What this means: Sector tailwinds could provide a rising tide for DIA if institutional adoption accelerates. Yet, its ability to capture meaningful market share is uncertain, and failure to differentiate could limit upside. This creates a high-risk, high-reward scenario for long-term price action.
3. Market Sentiment & Liquidity Risks (Bearish Impact)
Overview: DIA's price remains highly correlated with broader crypto sentiment. Despite recent gains, the asset is down 24.74% over 90 days and trades well below its 200-day moving average ($0.291).

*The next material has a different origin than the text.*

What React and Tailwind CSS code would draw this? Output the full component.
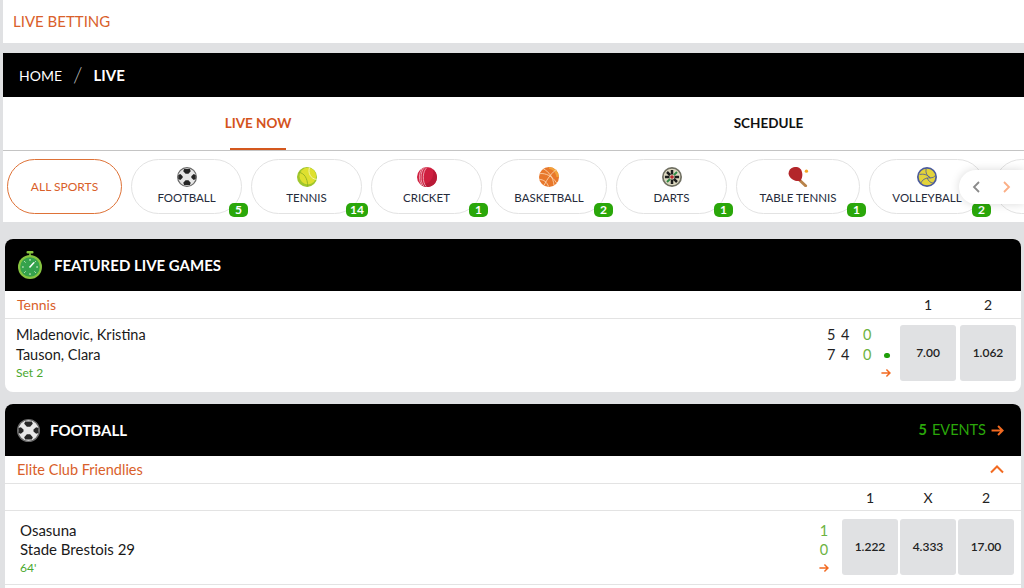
const font = "font-['Lato','Noto_Sans',sans-serif]";

function SoccerBall({ size = 20 }) {
  return (
    <svg width={size} height={size} viewBox="0 0 24 24">
      <circle cx="12" cy="12" r="11.300" fill="#e8e8e8" stroke="#6a6a6a" strokeWidth="1.400" />
      <path d="M8.500 2.500h7l1 2.500-2.800 3h-3.400L7.500 5Z" fill="#262626" />
      <path d="M8.500 21.500h7l1-2.500-2.800-3h-3.400l-2.800 3Z" fill="#262626" />
      <path d="M1.500 9.500l2.500-1 2.800 2.500v2L4 15.500l-2.500-1Z" fill="#262626" />
      <path d="M22.500 9.500l-2.500-1-2.800 2.500v2l2.800 2.500 2.500-1Z" fill="#262626" />
    </svg>
  );
}

function TennisBall() {
  return (
    <svg width="20" height="20" viewBox="0 0 24 24">
      <circle cx="12" cy="12" r="12" fill="#9fc62c" />
      <circle cx="13" cy="11" r="10" fill="#dfe02f" />
      <path d="M15 .8C13 7 16 14 23.500 15" fill="none" stroke="#f6f6c0" strokeWidth="1" />
      <path d="M2.500 6.500c6 1 10 6 10.500 17" fill="none" stroke="#8aad22" strokeWidth="1" />
    </svg>
  );
}

function CricketBall() {
  return (
    <svg width="20" height="20" viewBox="0 0 24 24">
      <circle cx="12" cy="12" r="12" fill="#cf1f3f" />
      <path d="M24 12a12 12 0 0 1-20 9A14 14 0 0 0 19 3a12 12 0 0 1 5 9Z" fill="#b91a37" />
      <path d="M12 .5C6.500 5 6 18 11 23.500M9 .8C3.500 6 3.500 18 8.500 23.200M6.300 2C1.800 7 1.800 17 6 22" fill="none" stroke="#f6c8d0" strokeWidth=".9" />
    </svg>
  );
}

function Basketball() {
  return (
    <svg width="20" height="20" viewBox="0 0 24 24">
      <circle cx="12" cy="12" r="12" fill="#e8772a" />
      <path d="M12 0a12 12 0 0 1 12 12h-3C20 6 17 3 12 2Z" fill="#f2a23a" />
      <path d="M1 8c7-1 15 3 20 11M5 2c7 4 12 10 13 20M.5 15c5 0 9 3 11 8.500M21 3C16 6 10 14 6 22" fill="none" stroke="#fbd9b5" strokeWidth="1" />
    </svg>
  );
}

function Dartboard() {
  return (
    <svg width="20" height="20" viewBox="0 0 24 24">
      <circle cx="12" cy="12" r="12" fill="#6f6f62" />
      <circle cx="12" cy="12" r="10" fill="#dcd8c0" />
      <g stroke="#1d1d1d" strokeWidth="3">
        <path d="M12 3.500V9M12 15v5.500M3.500 12H9M15 12h5.500M6 6l3.800 3.800M14.200 14.200L18 18" />
      </g>
      <g stroke="#2f8a45" strokeWidth="2.400">
        <path d="M18 6l-3.800 3.800M6 18l3.800-3.800" />
      </g>
      <circle cx="12" cy="12" r="2.200" fill="#b7242b" />
    </svg>
  );
}

function Paddle() {
  return (
    <svg width="21" height="20" viewBox="0 0 25 24">
      <path d="M13 15l8 7.500" stroke="#b8834a" strokeWidth="3.600" strokeLinecap="round" />
      <path d="M.5 8A8.500 8.500 0 0 1 15.500 3c2.500 4.500 2 10-.5 13.500C10 18 2 15 .5 8Z" fill="#b3262a" />
      <circle cx="22" cy="5" r="2" fill="#f5a623" />
    </svg>
  );
}

function Volleyball() {
  return (
    <svg width="20" height="20" viewBox="0 0 24 24">
      <circle cx="12" cy="12" r="12" fill="#4a5a9c" />
      <circle cx="12" cy="12" r="10" fill="#e3d33a" />
      <path d="M11 2c-1 5 1 9 5 11M3 9c5-1 9 0 13 4M5 19c1-3 4-6 11-6 3 0 5-1 6-3M12 13c2 4 4 6 7 6" fill="none" stroke="#4a5a9c" strokeWidth="1" />
    </svg>
  );
}

function Stopwatch() {
  return (
    <svg width="24" height="28" viewBox="0 0 24 28">
      <rect x="8.500" y="0" width="7" height="2.500" rx="1" fill="#8bc63f" />
      <rect x="11" y="2" width="2" height="3" fill="#6ea62e" />
      <circle cx="12" cy="16" r="12" fill="#86c440" />
      <circle cx="12" cy="16" r="9.800" fill="#35a24c" />
      <path d="M12 8v1.800M12 22.200V24M4 16h1.800M18.200 16H20M6.300 10.300l1.200 1.200M17.700 10.300l-1.200 1.200M6.300 21.700l1.200-1.200M17.700 21.700l-1.200-1.200" stroke="#e4f5dc" strokeWidth="1" />
      <path d="M11.500 16.500l4.500-5" stroke="#fff" strokeWidth="1.500" />
    </svg>
  );
}

function Arrow({ size = 11 }) {
  return (
    <svg width={size} height={size} viewBox="0 0 12 12" fill="none" stroke="#f26a21" strokeWidth="1.800">
      <path d="M.5 6h10M6.500 1.800l4.200 4.200-4.200 4.200" />
    </svg>
  );
}

const sports = [
  { name: "FOOTBALL", count: "5", icon: <SoccerBall />, width: "w-[111px]" },
  { name: "TENNIS", count: "14", icon: <TennisBall />, width: "w-[111px]" },
  { name: "CRICKET", count: "1", icon: <CricketBall />, width: "w-[111px]" },
  { name: "BASKETBALL", count: "2", icon: <Basketball />, width: "w-[116px]" },
  { name: "DARTS", count: "1", icon: <Dartboard />, width: "w-[111px]" },
  { name: "TABLE TENNIS", count: "1", icon: <Paddle />, width: "w-[124px]" },
  { name: "VOLLEYBALL", count: "2", icon: <Volleyball />, width: "w-[116px]" },
];

function SportPill({ sport }) {
  return (
    <div className={`relative h-[55px] shrink-0 ${sport.width} flex flex-col items-center rounded-[28px] border border-[#e3e3e3] pt-[7px] text-[11.500px] leading-[16px] text-[#252b3b]`}>
      <div className="h-[20px]">{sport.icon}</div>
      <span className="mt-[3px] whitespace-nowrap">{sport.name}</span>
      {/* count badge hangs off the bottom right of the pill */}
      <span className="absolute bottom-[-4px] right-[-7px] flex h-[14px] min-w-[19px] items-center justify-center rounded-[5px] bg-[#2aa70a] px-[4px] text-[12px] font-bold text-white">
        {sport.count}
      </span>
    </div>
  );
}

function OddsButton({ value, width = "w-[56px]" }) {
  return (
    <div className={`${width} flex h-[56px] items-center justify-center rounded-[3px] bg-[#e0e1e3] text-[12px] font-semibold text-[#222]`}>
      {value}
    </div>
  );
}

export default function App() {
  return (
    <div className={`h-[588px] w-[1024px] overflow-hidden bg-[#e0e1e3] pl-[3px] ${font}`}>
      {/* title */}
      <div className="flex h-[43px] items-center bg-white pl-[10px] text-[15px] text-[#d9602a]">LIVE BETTING</div>

      {/* breadcrumb */}
      <div className="mt-[10px] flex h-[44px] items-center bg-black pl-[16px] text-[14px] text-white">
        <span>HOME</span>
        <span className="ml-[11px] mr-[11px] text-[22px] font-light leading-none text-[#bbb]">/</span>
        <span className="text-[15px] font-bold">LIVE</span>
      </div>

      {/* tabs */}
      <div className="flex h-[54px] border-b border-[#c4c4c4] bg-white text-[13.500px] font-bold">
        <div className="flex w-[510px] justify-center">
          <div className="relative flex w-[56px] items-center justify-center whitespace-nowrap text-[#d4531c]">
            LIVE NOW
            <span className="absolute bottom-0 left-0 h-[2px] w-full bg-[#d4581e]" />
          </div>
        </div>
        <div className="flex w-[511px] items-center justify-center text-[#111]">SCHEDULE</div>
      </div>

      {/* sports scroller */}
      <div className="relative h-[71px] overflow-hidden bg-white">
        <div className="flex gap-[9px] pl-[4px] pt-[8px]">
          <div className="flex h-[55px] w-[115px] shrink-0 items-center justify-center rounded-[28px] border border-[#de7237] text-[12px] text-[#d9602a]">
            ALL SPORTS
          </div>
          {sports.map((sport) => (
            <SportPill key={sport.name} sport={sport} />
          ))}
          <div className="h-[55px] w-[111px] shrink-0 rounded-[28px] border border-[#e3e3e3]" />
        </div>
        <div className="absolute left-[956px] top-[19px] flex h-[34px] w-[65px] items-center gap-[21px] rounded-l-[17px] bg-white pl-[12px] shadow-[0_0_10px_rgba(0,0,0,0.15)]">
          <svg width="10" height="14" viewBox="0 0 10 14" fill="none" stroke="#8a8a8a" strokeWidth="1.800"><path d="M8 2L3 7l5 5" /></svg>
          <svg width="10" height="14" viewBox="0 0 10 14" fill="none" stroke="#fbae85" strokeWidth="1.800"><path d="M2 2l5 5-5 5" /></svg>
        </div>
      </div>

      {/* featured card */}
      <section className="ml-[2px] mt-[17px] w-[1016px] overflow-hidden rounded-[8px] bg-white">
        <div className="flex h-[52px] items-center bg-black pl-[13px] text-[15px] font-bold text-white">
          <Stopwatch />
          <span className="ml-[12px]">FEATURED LIVE GAMES</span>
        </div>
        <div className="flex h-[28px] items-center border-b border-[#e3e3e3] pl-[12px] pr-[5px] text-[14px] text-[#d9602a]">
          <span className="flex-1">Tennis</span>
          <span className="w-[56px] text-center text-[#222]">1</span>
          <span className="ml-[4px] w-[56px] text-center text-[#222]">2</span>
        </div>
        <div className="flex h-[73px] pl-[11px] pr-[5px]">
          <div className="flex-1 pt-[6px] text-[14.500px] leading-[20px] text-[#1a1a1a]">
            <div>Mladenovic, Kristina</div>
            <div>Tauson, Clara</div>
            <div className="text-[12px] leading-[16px] text-[#4aa82e]">Set 2</div>
          </div>
          <div className="mr-[9px] w-[64px] pt-[6px] text-[14.500px] leading-[20px] text-[#222]">
            <div className="flex">
              <span className="w-[14px]">5</span>
              <span className="w-[22px]">4</span>
              <span className="text-[#6cb33f]">0</span>
            </div>
            <div className="flex items-center">
              <span className="w-[14px]">7</span>
              <span className="w-[22px]">4</span>
              <span className="w-[21px] text-[#6cb33f]">0</span>
              <span className="h-[5px] w-[6px] rounded-full bg-[#1f9e0a]" />
            </div>
            <div className="mt-[3px] flex justify-end"><Arrow size={10} /></div>
          </div>
          <div className="flex gap-[4px] pt-[6px]">
            <OddsButton value="7.00" />
            <OddsButton value="1.062" />
          </div>
        </div>
      </section>

      {/* football card */}
      <section className="ml-[2px] mt-[12px] w-[1016px] rounded-[8px] bg-white">
        <div className="flex h-[52px] items-center rounded-t-[8px] bg-black pl-[12px] pr-[17px] text-[14.500px] text-white">
          <SoccerBall size={23} />
          <span className="ml-[10px] flex-1 text-[15px] font-bold">FOOTBALL</span>
          <span className="font-bold text-[#2aa70a]">5</span>
          <span className="ml-[5px] text-[#2aa70a]">EVENTS</span>
          <span className="ml-[5px] flex items-center"><Arrow size={13} /></span>
        </div>
        <div className="flex h-[28px] items-center justify-between border-b border-[#e3e3e3] pl-[12px] pr-[17px] text-[14.500px] text-[#d9602a]">
          <span>Elite Club Friendlies</span>
          <svg width="14" height="9" viewBox="0 0 14 9" fill="none" stroke="#f26a21" strokeWidth="2"><path d="M1 7.500l6-6 6 6" /></svg>
        </div>
        <div className="flex h-[27px] items-center justify-end border-b border-[#e3e3e3] pr-[7px] text-[14px] text-[#222]">
          <span className="w-[56px] text-center">1</span>
          <span className="ml-[2px] w-[56px] text-center">X</span>
          <span className="ml-[2px] w-[56px] text-center">2</span>
        </div>
        <div className="flex h-[74px] border-b border-[#e3e3e3] pl-[15px] pr-[7px]">
          <div className="flex-1 pt-[10px] text-[15px] leading-[19px] text-[#1a1a1a]">
            <div>Osasuna</div>
            <div>Stade Brestois 29</div>
            <div className="text-[12px] leading-[18px] text-[#4aa82e]">64'</div>
          </div>
          <div className="mr-[13px] flex w-[10px] flex-col items-center pt-[10px] text-[14.500px] leading-[19px] text-[#6cb33f]">
            <span>1</span>
            <span>0</span>
            <span className="mt-[4px]"><Arrow size={10} /></span>
          </div>
          <div className="flex gap-[2px] pt-[8px]">
            <OddsButton value="1.222" />
            <OddsButton value="4.333" />
            <OddsButton value="17.00" />
          </div>
        </div>
        <div className="h-[20px]" />
      </section>
    </div>
  );
}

Its daily trading volume of ~$2.9 million results in a turnover ratio of 0.121, indicating relatively thin liquidity.
What this means: Low liquidity makes DIA susceptible to sharp moves on large orders. In a risk-off environment or if the altcoin season weakens (CMC Altcoin Season Index is at 38), selling pressure could be exaggerated. This factor primarily drives short-term volatility risk.
Conclusion
DIA's path is a tug-of-war between genuine utility growth and market-wide pressures. A holder should watch for sustained increases in staking and grant-fueled integrations as signs of fundamental strength, while being wary of liquidity crunches during market stress.
Will DIA's Oracle Grants successfully convert into lasting network activity, or will thin trading volumes continue to dictate price swings?